By Juveria Tabassum and Waylon Cunningham
(Reuters) -Starbucks posted its first quarter of gains in comparable sales after nearly a year and a half on Wednesday, led by international markets, but margins took a hit from the surging coffee bean cost.
Growth still eluded the company's largest market, the U.S., as consumers watched their budgets and cut back on Starbucks coffees that have gotten pricier due to rising costs of the commodity.
CEO Brian Niccol said Starbucks would be judicious with price increases next year and that he did not expect any broad menu price hikes.
The results follow several quarters of falling sales that prompted Starbucks to hire Niccol in August last year. Since taking the top job, Niccol has embarked on a "Back to Starbucks" brand reset: he has closed hundreds of stores and has tried to simplify the menu and speed up service.
He told analysts on Wednesday the quarter "marks a turn" for the coffee chain's U.S. operations.
But higher coffee bean costs will be a challenge for at least the next two quarters, executives said.
Global prices for raw arabica beans have jumped more than a fifth this year following a 70% surge in 2024, hit by supply snags due to geopolitical volatility, including U.S. President Donald Trump's 50% tariffs on top grower Brazil, as well as climate issues.

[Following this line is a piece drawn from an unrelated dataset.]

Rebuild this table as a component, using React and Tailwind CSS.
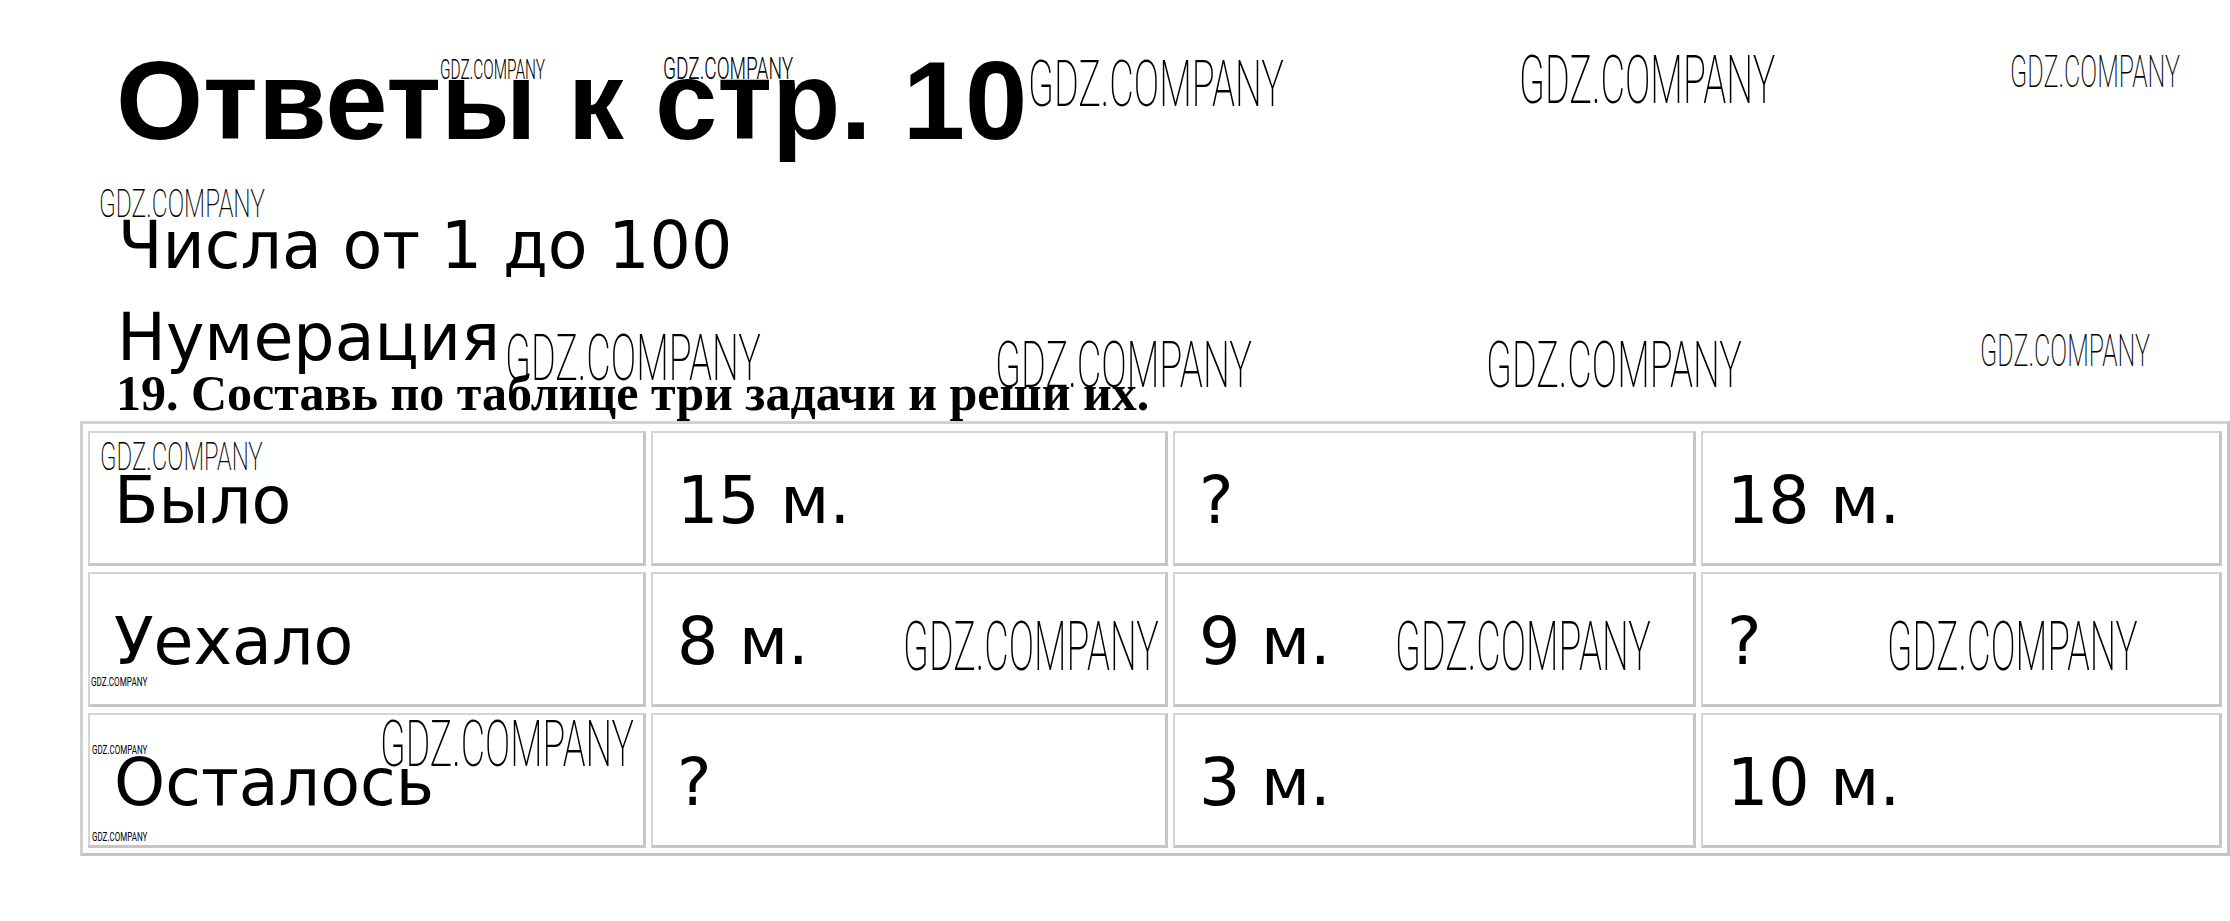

That, along with hefty duties on imported goods and the cost of the revamp, squeezed Starbucks' margins.
Keurig Dr Pepper, which is buying Dutch coffee company JDE Peet's, said on Monday that inflation in green coffee, as well as tariffs, would weigh on its fourth quarter.
"Their (Starbucks) cost structure — with rent, labor, and coffee — is challenging. There are so many competitors, whether in coffee or other caffeinated drinks, that they don't have the pricing power they used to. At least management is realistic about the challenges ahead of them," said Brian Jacobsen, chief economist at Annex Wealth Management.
Starbucks' global comparable sales rose 1%, but in the United States, comparable sales were flat and comparable store visits fell.
International same-store sales rose 3% in the quarter, handily beating estimates of a 1.61% rise.
U.S. consumers are increasingly watchful about spending on dining out, as economic uncertainty and inflation squeeze budgets. Burrito chain Chipotle Mexican Grill cut its annual targets for the third time this year, and said households earning below $100,000 have pulled back sharply.
"Turnarounds are difficult to forecast, and while we have good reason to believe that our U.S. company-operated comparable sales should build through the year, we know recoveries are not linear," CFO Cathy Smith said on a post-earnings call.
Restaurant industry consultant John Gordon said his takeaway from the results is that Starbucks' recovery will take "a lot longer" than Wall Street expected, given the contraction in operating margin.
Starbucks' shares edged lower in extended trading after its fourth-quarter earnings of 52 cents a share missed estimates of 56 cents, according to data compiled by LSEG. Its operating income margin fell to 2.9%, down from 14.4% a year ago.
RESTRUCTURING CONTINUES
The company expanded its restructuring efforts in September to close about 600 underperforming stores, including its flagship, unionized Seattle roastery.
Starbucks also plans to invest more than half a billion dollars of additional labor hours into its U.S. company-operated stores over the next year.
The company expects to provide a financial outlook at an investor event in January. Starbucks suspended guidance shortly after Niccol took the helm.
In China, where Starbucks is nearing a sale of a majority stake in its business, comparable sales rose 2% after a return to growth in the metric last quarter.
It has lowered prices for non-coffee products in China — its second-largest market — and has been trying to offer more customization and local flavors.
The company is also in a stalemate with the union representing baristas at about 550 stores in the U.S. Both sides blame the other for ending talks late last year and say they are ready to return to discussions.